Data block:

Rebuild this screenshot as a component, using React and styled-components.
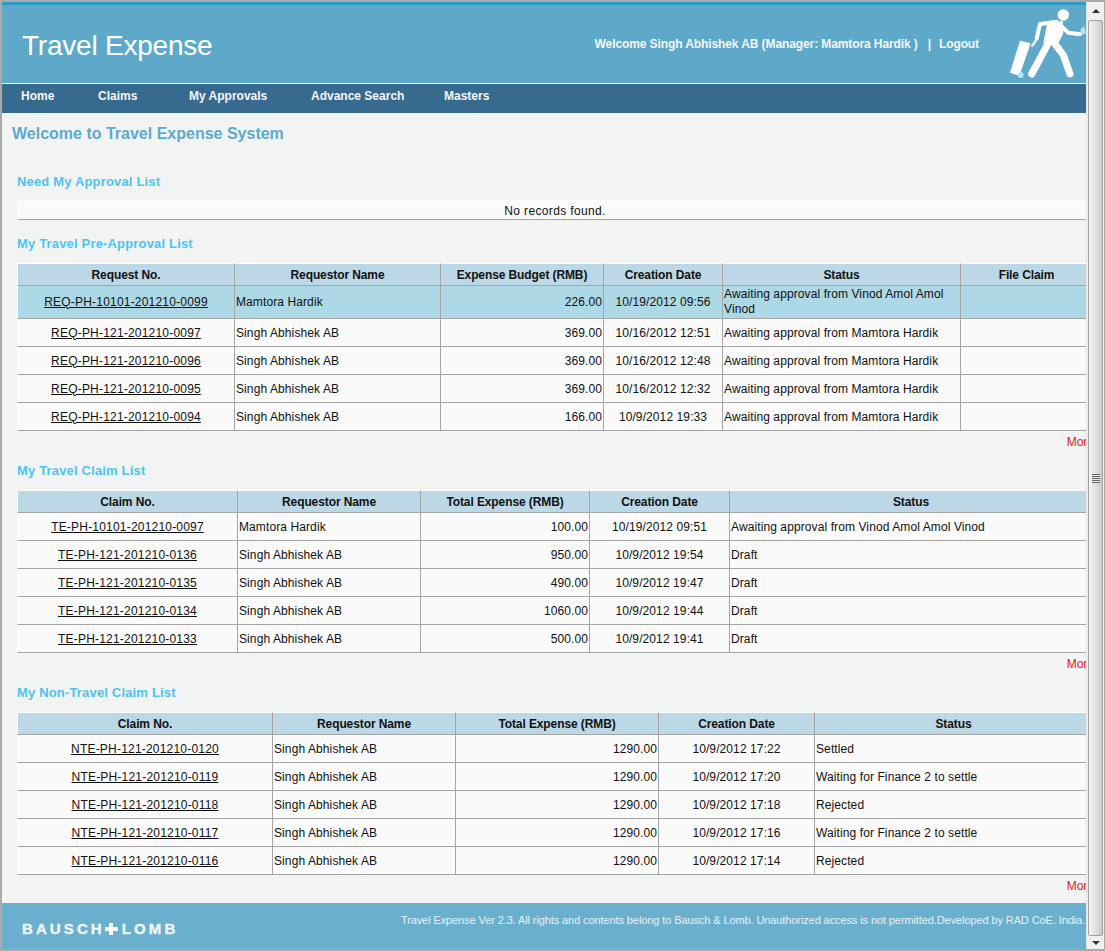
import styled, { createGlobalStyle } from 'styled-components';

const GlobalStyle = createGlobalStyle`
  * {
    box-sizing: border-box;
  }
  html,
  body {
    margin: 0;
    padding: 0;
    overflow: hidden;
  }
  body {
    font-family: 'Liberation Sans', Arial, sans-serif;
    font-size: 12px;
    color: #111;
  }
`;

const navItems = [
  { label: 'Home', width: 77 },
  { label: 'Claims', width: 91 },
  { label: 'My Approvals', width: 122 },
  { label: 'Advance Search', width: 133 },
  { label: 'Masters', width: 60 },
];

const preApproval = {
  cols: [217, 206, 163, 119, 238, 132],
  head: ['Request No.', 'Requestor Name', 'Expense Budget (RMB)', 'Creation Date', 'Status', 'File Claim'],
  rows: [
    ['REQ-PH-10101-201210-0099', 'Mamtora Hardik', '226.00', '10/19/2012 09:56', 'Awaiting approval from Vinod Amol Amol Vinod', ''],
    ['REQ-PH-121-201210-0097', 'Singh Abhishek AB', '369.00', '10/16/2012 12:51', 'Awaiting approval from Mamtora Hardik', ''],
    ['REQ-PH-121-201210-0096', 'Singh Abhishek AB', '369.00', '10/16/2012 12:48', 'Awaiting approval from Mamtora Hardik', ''],
    ['REQ-PH-121-201210-0095', 'Singh Abhishek AB', '369.00', '10/16/2012 12:32', 'Awaiting approval from Mamtora Hardik', ''],
    ['REQ-PH-121-201210-0094', 'Singh Abhishek AB', '166.00', '10/9/2012 19:33', 'Awaiting approval from Mamtora Hardik', ''],
  ],
};

const travelClaims = {
  cols: [220, 183, 169, 140, 363],
  head: ['Claim No.', 'Requestor Name', 'Total Expense (RMB)', 'Creation Date', 'Status'],
  rows: [
    ['TE-PH-10101-201210-0097', 'Mamtora Hardik', '100.00', '10/19/2012 09:51', 'Awaiting approval from Vinod Amol Amol Vinod'],
    ['TE-PH-121-201210-0136', 'Singh Abhishek AB', '950.00', '10/9/2012 19:54', 'Draft'],
    ['TE-PH-121-201210-0135', 'Singh Abhishek AB', '490.00', '10/9/2012 19:47', 'Draft'],
    ['TE-PH-121-201210-0134', 'Singh Abhishek AB', '1060.00', '10/9/2012 19:44', 'Draft'],
    ['TE-PH-121-201210-0133', 'Singh Abhishek AB', '500.00', '10/9/2012 19:41', 'Draft'],
  ],
};

const nonTravelClaims = {
  cols: [255, 183, 203, 156, 278],
  head: ['Claim No.', 'Requestor Name', 'Total Expense (RMB)', 'Creation Date', 'Status'],
  rows: [
    ['NTE-PH-121-201210-0120', 'Singh Abhishek AB', '1290.00', '10/9/2012 17:22', 'Settled'],
    ['NTE-PH-121-201210-0119', 'Singh Abhishek AB', '1290.00', '10/9/2012 17:20', 'Waiting for Finance 2 to settle'],
    ['NTE-PH-121-201210-0118', 'Singh Abhishek AB', '1290.00', '10/9/2012 17:18', 'Rejected'],
    ['NTE-PH-121-201210-0117', 'Singh Abhishek AB', '1290.00', '10/9/2012 17:16', 'Waiting for Finance 2 to settle'],
    ['NTE-PH-121-201210-0116', 'Singh Abhishek AB', '1290.00', '10/9/2012 17:14', 'Rejected'],
  ],
};

const TravellerIcon = () => (
  <svg width="81" height="78" viewBox="0 0 81 78">
    <circle cx="58.3" cy="10" r="5.8" fill="#fff" />
    <polygon points="42,19 57.7,15.7 58.3,28.3 53.3,38.3 38.3,38.3" fill="#fff" />
    <polyline points="51.7,16.7 35,19 31.7,33.3" fill="none" stroke="#fff" strokeWidth="4" strokeLinecap="round" strokeLinejoin="round" />
    <polyline points="55,20 63.3,27.7 75,29.3" fill="none" stroke="#fff" strokeWidth="4" strokeLinecap="round" strokeLinejoin="round" />
    <line x1="45" y1="35" x2="26.7" y2="69" stroke="#fff" strokeWidth="7" strokeLinecap="round" />
    <polyline points="48.3,36.7 58.3,50 65,69" fill="none" stroke="#fff" strokeWidth="7" strokeLinecap="round" strokeLinejoin="round" />
    <polygon points="15,35.7 25.7,38.3 14.3,71 5,67.7" fill="#fff" />
    <line x1="26.7" y1="41.7" x2="32.3" y2="33.3" stroke="#fff" strokeWidth="2.2" />
    <circle cx="15.7" cy="70" r="2.9" fill="#aee5f7" />
    <polygon points="75,25 79,21 81,28 77.7,30" fill="#aee5f7" />
  </svg>
);

const DataTable = ({ data, highlight }) => {
  const renderRows = () => {
    return data.rows.map((row, i) => {
      return (
        <Row key={row[0]} $active={highlight && i === 0}>
          {row.map((cell, c) => {
            if (c === 0) {
              return (
                <LinkCell key={c}>
                  <RowLink href="#">{cell}</RowLink>
                </LinkCell>
              );
            }
            return (
              <Cell key={c} $align={c === 2 ? 'right' : c === 3 ? 'center' : 'left'}>
                {cell}
              </Cell>
            );
          })}
        </Row>
      );
    });
  };
  return (
    <Table>
      <colgroup>
        {data.cols.map((w, i) => (
          <Col key={i} $w={w} />
        ))}
      </colgroup>
      <thead>
        <tr>
          {data.head.map((h) => (
            <HeadCell key={h}>{h}</HeadCell>
          ))}
        </tr>
      </thead>
      <tbody>{renderRows()}</tbody>
    </Table>
  );
};

const App = () => {
  return (
    <Frame>
      <GlobalStyle />
      <Page>
        <Header>
          <Brand>Travel Expense</Brand>
          <UserBox>
            Welcome Singh Abhishek AB (Manager: Mamtora Hardik )<Divider>|</Divider>Logout
          </UserBox>
          <IconSlot>
            <TravellerIcon />
          </IconSlot>
        </Header>
        <Nav>
          {navItems.map((item) => (
            <NavItem key={item.label} $w={item.width}>
              {item.label}
            </NavItem>
          ))}
        </Nav>
        <Main>
          <PageTitle>Welcome to Travel Expense System</PageTitle>

          <SectionTitle $top={32}>Need My Approval List</SectionTitle>
          <EmptyBox>No records found.</EmptyBox>

          <SectionTitle $top={17}>My Travel Pre-Approval List</SectionTitle>
          <DataTable data={preApproval} highlight />
          <More>More</More>

          <SectionTitle $top={10}>My Travel Claim List</SectionTitle>
          <DataTable data={travelClaims} />
          <More>More</More>

          <SectionTitle $top={10}>My Non-Travel Claim List</SectionTitle>
          <DataTable data={nonTravelClaims} />
          <More>More</More>
        </Main>
        <Footer>
          <Logo>
            BAUSCH<LogoPlus />LOMB
          </Logo>
          <FooterText>
            Travel Expense Ver 2.3. All rights and contents belong to Bausch &amp; Lomb. Unauthorized access is not
            permitted.Developed by RAD CoE. India.
          </FooterText>
        </Footer>
      </Page>
      <Scrollbar>
        <ScrollButton $h={18}>
          <ArrowUp />
        </ScrollButton>
        <Thumb>
          <Grip />
        </Thumb>
        <ScrollButton $h={13}>
          <ArrowDown />
        </ScrollButton>
      </Scrollbar>
    </Frame>
  );
};

export default App;

const Frame = styled.div`
  display: flex;
  width: 1105px;
  height: 951px;
  border: 2px solid #a9a9a9;
  border-right-width: 1px;
  background: #f2f4f4;
`;

const Page = styled.div`
  flex: 1;
  min-width: 0;
  display: flex;
  flex-direction: column;
  overflow: hidden;
`;

const Header = styled.header`
  display: flex;
  align-items: center;
  height: 82px;
  flex-shrink: 0;
  background: #5ea9c9;
  border-top: 3px solid #2a9bc4;
  border-bottom: 1px solid #fff;
`;

const Brand = styled.div`
  margin: 4px 0 0 20px;
  font-size: 28px;
  letter-spacing: -0.22px;
  color: #fff;
`;

const UserBox = styled.div`
  margin-left: auto;
  margin-right: 26px;
  font-weight: bold;
  letter-spacing: -0.1px;
  color: #f2f8fb;
`;

const Divider = styled.span`
  margin: 0 8px 0 10px;
`;

const IconSlot = styled.div`
  display: flex;
  height: 78px;
`;

const Nav = styled.nav`
  display: flex;
  align-items: center;
  height: 29px;
  flex-shrink: 0;
  padding: 0 0 6px 19px;
  background: #376a8f;
`;

const NavItem = styled.div`
  width: ${(props) => props.$w}px;
  flex-shrink: 0;
  font-weight: bold;
  color: #f4f8fa;
`;

const Main = styled.main`
  flex: 1;
  min-height: 0;
  width: 1090px;
  padding-left: 15px;
`;

const PageTitle = styled.h1`
  margin: 11px 0 0 -5px;
  font-size: 16px;
  line-height: 19px;
  color: #5ea9cb;
`;

const SectionTitle = styled.h2`
  margin: ${(props) => props.$top}px 0 12px;
  font-size: 13px;
  line-height: 14px;
  letter-spacing: 0.17px;
  color: #4dc3f0;
`;

const EmptyBox = styled.div`
  width: 1075px;
  height: 20px;
  margin-top: -1px;
  line-height: 20px;
  text-align: center;
  letter-spacing: 0.35px;
  background: #fafafa;
  border-top: 1px solid #fff;
  border-left: 1px solid #fff;
  border-bottom: 1px solid #a5a5a5;
`;

const Table = styled.table`
  width: 1075px;
  table-layout: fixed;
  border-collapse: separate;
  border-spacing: 0;
`;

const Col = styled.col`
  width: ${(props) => props.$w}px;
`;

const HeadCell = styled.th`
  height: 23px;
  padding: 1px;
  font-size: 12px;
  font-weight: bold;
  letter-spacing: -0.1px;
  text-align: center;
  background: #bcd8e6;
  border-top: 1px solid #fff;
  border-left: 1px solid #a5a5a5;
  border-bottom: 1px solid #a5a5a5;
  &:first-child {
    border-left: 1px solid #fff;
  }
`;

const Row = styled.tr`
  height: ${(props) => (props.$active ? 33 : 28)}px;
  line-height: ${(props) => (props.$active ? 15 : 14)}px;
  background: ${(props) => (props.$active ? '#add8e6' : '#fafafa')};
`;

const Cell = styled.td`
  padding: 1px;
  letter-spacing: 0.1px;
  text-align: ${(props) => props.$align};
  border-left: 1px solid #a5a5a5;
  border-bottom: 1px solid #a5a5a5;
`;

const LinkCell = styled(Cell)`
  text-align: center;
  letter-spacing: 0.2px;
  border-left: 1px solid #fff;
`;

const RowLink = styled.a`
  color: #111;
  text-decoration: underline;
`;

const More = styled.div`
  width: 1077px;
  height: 23px;
  padding-top: 4px;
  text-align: right;
  color: #e02010;
`;

const Footer = styled.footer`
  display: flex;
  align-items: center;
  justify-content: space-between;
  height: 46px;
  flex-shrink: 0;
  padding: 0 1px 0 20px;
  background: #6aafcd;
`;

const Logo = styled.div`
  display: flex;
  align-items: center;
  margin-top: 6px;
  font-size: 15px;
  line-height: 14px;
  font-weight: bold;
  letter-spacing: 3.1px;
  -webkit-text-stroke: 0.4px #eef5f9;
  color: #eef5f9;
`;

const LogoPlus = styled.span`
  width: 13px;
  height: 12px;
  margin: 0 4px 0 0;
  background:
    linear-gradient(#fff, #fff) center / 13px 4px no-repeat,
    linear-gradient(#fff, #fff) center / 4px 12px no-repeat;
`;

const FooterText = styled.div`
  margin-top: -12px;
  font-size: 11px;
  letter-spacing: -0.1px;
  white-space: nowrap;
  color: #e6f1f6;
`;

const Scrollbar = styled.div`
  width: 18px;
  flex-shrink: 0;
  display: flex;
  flex-direction: column;
  padding: 0 1px 0 1px;
  background: #f0f0f0;
  border-left: 1px solid #e2e2e2;
`;

const ScrollButton = styled.div`
  height: ${(props) => props.$h}px;
  display: flex;
  align-items: center;
  justify-content: center;
  flex-shrink: 0;
`;

const ArrowUp = styled.span`
  border-left: 4px solid transparent;
  border-right: 4px solid transparent;
  border-bottom: 4px solid #333;
`;

const ArrowDown = styled.span`
  border-left: 4px solid transparent;
  border-right: 4px solid transparent;
  border-top: 4px solid #333;
`;

const Thumb = styled.div`
  flex: 1;
  display: flex;
  align-items: center;
  justify-content: center;
  border: 1px solid #a0a0a0;
  border-radius: 2px;
  background: linear-gradient(to right, #f6f6f6, #dcdcdc 60%, #c8c8c8);
`;

const Grip = styled.span`
  width: 8px;
  height: 9px;
  background: repeating-linear-gradient(to bottom, #666 0 1px, #e8e8e8 1px 2px);
`;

Exercise task:
Pick out each line containing "components" and report it.

Result for this task:
Rebuild this screenshot as a component, using React and styled-components.
import styled, { createGlobalStyle } from 'styled-components';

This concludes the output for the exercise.